**SOURCE MATERIAL:**
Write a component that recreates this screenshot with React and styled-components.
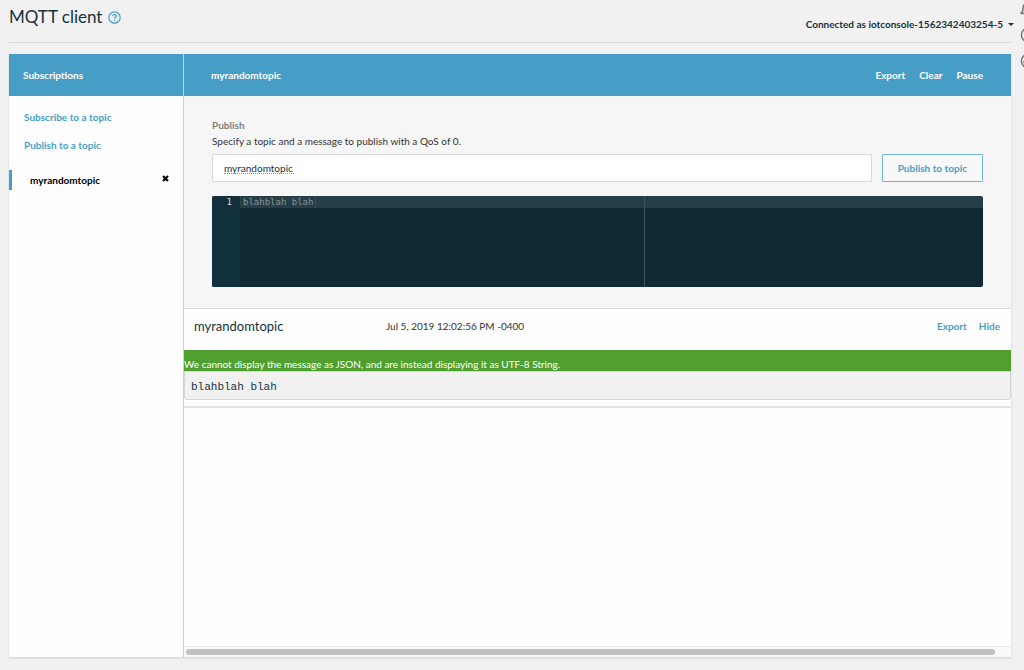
import React, { useState } from 'react';
import styled, { createGlobalStyle } from 'styled-components';

const GlobalStyle = createGlobalStyle`
    * {
        box-sizing: border-box;
    }
    body {
        margin: 0;
        background-color: #f1f1f1;
        color: #16191f;
        font-family: Lato, 'Open Sans', sans-serif;
        font-size: 10px;
        line-height: 16px;
    }
    button, input, textarea {
        font: inherit;
        margin: 0;
    }
    h1, h2, h3, p, pre {
        margin: 0;
    }
`

const Page = styled.div`
    display: flex;
    min-height: 100vh;
    overflow: hidden;
`

const Main = styled.main`
    flex: 1;
    min-width: 0;
    display: flex;
    flex-direction: column;
    padding: 0 0 13px 9px;
`

const Rail = styled.aside`
    flex: none;
    width: 4px;
    margin-left: 9px;
    padding-top: 1px;
    overflow: hidden;
    display: flex;
    flex-direction: column;
    gap: 10px;
    svg {
        flex: none;
        display: block;
    }
`

const PageHeader = styled.header`
    display: flex;
    align-items: center;
    height: 43px;
    padding-bottom: 8px;
    border-bottom: 1px solid #d9d9d9;
    h1 {
        color: #16323d;
        font-size: 17px;
        font-weight: 400;
        line-height: 24px;
    }
`

const HelpButton = styled.button`
    display: flex;
    margin-left: 6px;
    padding: 0;
    border: 0;
    background: none;
    cursor: pointer;
`

const ConnectionMenu = styled.button`
    display: flex;
    align-items: center;
    gap: 5px;
    margin: 14px -3px 0 auto;
    padding: 0;
    border: 0;
    background: none;
    color: #16323d;
    font-weight: 700;
    cursor: pointer;
`

const Caret = styled.span`
    border: 3px solid transparent;
    border-top-color: #16323d;
    border-bottom: 0;
`

const Card = styled.div`
    flex: 1;
    display: grid;
    grid-template-columns: 175px minmax(0, 1fr);
    margin-top: 11px;
    background-color: #fefefe;
    box-shadow: 0 1px 2px rgba(0, 0, 0, 0.15);
`

const Sidebar = styled.nav`
    border-right: 1px solid #d0d0d0;
`

const Bar = styled.div`
    display: flex;
    align-items: center;
    gap: 14px;
    height: 42px;
    padding: 0 28px 1px ${props => props.$inset}px;
    background-color: #469ec7;
    color: #fff;
    h2 {
        flex: 1;
        font-size: 10px;
        font-weight: 700;
    }
`

const TextButton = styled.button`
    padding: 0;
    border: 0;
    background: none;
    color: ${props => props.$color || '#469ec7'};
    font-weight: 700;
    cursor: pointer;
`

const SideLinks = styled.div`
    display: flex;
    flex-direction: column;
    align-items: flex-start;
    gap: 12px;
    padding: 13px 15px 17px;
    a {
        color: #469ec7;
        font-weight: 700;
        text-decoration: none;
    }
`

const Subscription = styled.div`
    display: flex;
    align-items: center;
    justify-content: space-between;
    height: 20px;
    padding: 0 14px 0 18px;
    border-left: 3px solid #469ec7;
    color: #000;
    font-weight: 700;
`

const CloseButton = styled.button`
    display: flex;
    padding: 0 0 4px;
    border: 0;
    background: none;
    cursor: pointer;
`

const Content = styled.section`
    display: flex;
    flex-direction: column;
`

const PublishForm = styled.form`
    padding: 22px 28px 21px;
    border-bottom: 1px solid #d9d9d9;
    background-color: #f6f6f6;
    h3 {
        color: #808080;
        font-size: 10px;
        font-weight: 700;
        line-height: 15px;
    }
    p {
        color: #333;
    }
`

const PublishRow = styled.div`
    display: flex;
    gap: 10px;
    margin: 5px 0 14px;
`

const TopicField = styled.div`
    position: relative;
    flex: 1;
    min-width: 0;
`

const TopicInput = styled.input`
    display: block;
    width: 100%;
    height: 28px;
    padding: 0 11px;
    border: 1px solid #d9d9d9;
    border-radius: 1px;
    background-color: #fff;
    color: #16323d;
    outline: 0;
`

const SpellingMark = styled.i`
    position: absolute;
    left: 12px;
    top: 19px;
    width: 70px;
    border-bottom: 1px dotted #f06a60;
    pointer-events: none;
`

const PublishButton = styled.button`
    flex: none;
    height: 28px;
    padding: 0 15px;
    border: 1px solid #71b5d5;
    border-radius: 1px;
    background-color: #f8f8f8;
    color: #469ec7;
    font-weight: 700;
    cursor: pointer;
`

const Editor = styled.div`
    position: relative;
    display: flex;
    height: 91px;
    border-radius: 2px;
    overflow: hidden;
    background: linear-gradient(#263e48 12px, #0f2a35 12px);
    font-family: 'DejaVu Sans Mono', monospace;
    font-size: 9px;
    line-height: 12px;
`

const Gutter = styled.div`
    width: 28px;
    padding-right: 8px;
    background: linear-gradient(#142f3b 12px, #12313e 12px);
    color: #d5dde0;
    text-align: right;
`

const EditorText = styled.textarea`
    flex: 1;
    padding: 0 3px;
    border: 0;
    background: none;
    color: #87938f;
    resize: none;
    outline: 0;
`

const PrintMargin = styled.i`
    position: absolute;
    top: 0;
    bottom: 0;
    left: 56%;
    width: 1px;
    background-color: #3c545e;
`

const Cursor = styled.i`
    position: absolute;
    top: 0;
    left: 103px;
    width: 1px;
    height: 12px;
    background-color: #703a40;
`

const MessageHeader = styled.div`
    display: flex;
    align-items: center;
    gap: 12px;
    height: 41px;
    padding: 0 11px 7px 10px;
    h3 {
        width: 180px;
        color: #16323d;
        font-size: 13px;
        font-weight: 400;
    }
    time {
        flex: 1;
        color: #333;
    }
`

const Notice = styled.p`
    height: 21px;
    padding-top: 6px;
    background-color: #519f2e;
    color: #fff;
`

const Payload = styled.pre`
    padding: 7px 6px 4px;
    border: 1px solid #d5d5d5;
    border-radius: 0 0 3px 3px;
    background-color: #f1f1f1;
    color: #16323d;
    font-family: 'Liberation Mono', monospace;
    font-size: 11px;
    line-height: 16px;
`

const Message = styled.article`
    padding-bottom: 6px;
    border-bottom: 2px solid #e4e4e4;
`

const ScrollTrack = styled.div`
    margin-top: auto;
    padding: 2px 16px 2px 2px;
    border-top: 1px solid #e8e8e8;
    background-color: #fafafa;
`

const ScrollThumb = styled.div`
    height: 6px;
    border-radius: 3px;
    background-color: #c1c1c1;
`

const HelpIcon = () => (
    <svg width="13" height="13" viewBox="0 0 13 13" fill="none" stroke="#469ec7">
        <circle cx="6.5" cy="6.5" r="5.7" strokeWidth="1.2" />
        <path d="M4.7 5.2c0-2.4 3.6-2.3 3.6-.2 0 1.3-1.8 1.4-1.8 2.8" strokeWidth="1.3" />
        <path d="M6.5 8.8v1.2" strokeWidth="1.3" />
    </svg>
)

const CloseIcon = () => (
    <svg width="7" height="7" viewBox="0 0 7 7" stroke="#000" strokeWidth="2.2">
        <path d="M1 1l5 5M6 1L1 6" />
    </svg>
)

const BellIcon = () => (
    <svg width="16" height="16" viewBox="0 0 16 16" fill="none" stroke="#777" strokeWidth="1.5">
        <path d="M.6 12.4h14.8c-1.8-.8-2.4-2-2.4-4.4 0-4-1.6-6-5-6s-5 2-5 6c0 2.4-.6 3.6-2.4 4.4z" />
    </svg>
)

const CircleIcon = ({ children }) => (
    <svg width="16" height="16" viewBox="0 0 16 16" fill="none" stroke="#777" strokeWidth="1.5">
        <circle cx="8" cy="8" r="6.6" />
        {children}
    </svg>
)

function App() {
    const [topic, setTopic] = useState('myrandomtopic');
    const [message, setMessage] = useState('blahblah blah ');

    return (
        <Page>
            <GlobalStyle />
            <Main>
                <PageHeader>
                    <h1>MQTT client</h1>
                    <HelpButton type="button" aria-label="Help"><HelpIcon /></HelpButton>
                    <ConnectionMenu type="button">
                        Connected as iotconsole-1562342403254-5
                        <Caret />
                    </ConnectionMenu>
                </PageHeader>
                <Card>
                    <Sidebar>
                        <Bar $inset={14}><h2>Subscriptions</h2></Bar>
                        <SideLinks>
                            <a href="#subscribe">Subscribe to a topic</a>
                            <a href="#publish">Publish to a topic</a>
                        </SideLinks>
                        <Subscription>
                            myrandomtopic
                            <CloseButton type="button" aria-label="Unsubscribe"><CloseIcon /></CloseButton>
                        </Subscription>
                    </Sidebar>
                    <Content>
                        <Bar $inset={27}>
                            <h2>myrandomtopic</h2>
                            <TextButton type="button" $color="#fff">Export</TextButton>
                            <TextButton type="button" $color="#fff">Clear</TextButton>
                            <TextButton type="button" $color="#fff">Pause</TextButton>
                        </Bar>
                        <PublishForm onSubmit={e => e.preventDefault()}>
                            <h3>Publish</h3>
                            <p id="hint">Specify a topic and a message to publish with a QoS of 0.</p>
                            <PublishRow>
                                <TopicField>
                                    <TopicInput aria-labelledby="hint" spellCheck={false} value={topic} onChange={e => setTopic(e.target.value)} />
                                    {topic === 'myrandomtopic' && <SpellingMark />}
                                </TopicField>
                                <PublishButton>Publish to topic</PublishButton>
                            </PublishRow>
                            <Editor>
                                <Gutter>1</Gutter>
                                <EditorText aria-label="Message" spellCheck={false} value={message} onChange={e => setMessage(e.target.value)} />
                                <PrintMargin />
                                <Cursor />
                            </Editor>
                        </PublishForm>
                        <Message>
                            <MessageHeader>
                                <h3>myrandomtopic</h3>
                                <time>Jul 5, 2019 12:02:56 PM -0400</time>
                                <TextButton type="button">Export</TextButton>
                                <TextButton type="button">Hide</TextButton>
                            </MessageHeader>
                            <Notice>We cannot display the message as JSON, and are instead displaying it as UTF-8 String.</Notice>
                            <Payload>blahblah blah</Payload>
                        </Message>
                        <ScrollTrack aria-hidden="true"><ScrollThumb /></ScrollTrack>
                    </Content>
                </Card>
            </Main>
            <Rail>
                <BellIcon />
                <CircleIcon />
                <CircleIcon><path d="M3 9h4" /></CircleIcon>
            </Rail>
        </Page>
    )
}

export default App;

**TASK GOAL:**
Scan the data for the word "with" and copy every line where it shows up.

**TASK SOLUTION:**
Write a component that recreates this screenshot with React and styled-components.
                            <p id="hint">Specify a topic and a message to publish with a QoS of 0.</p>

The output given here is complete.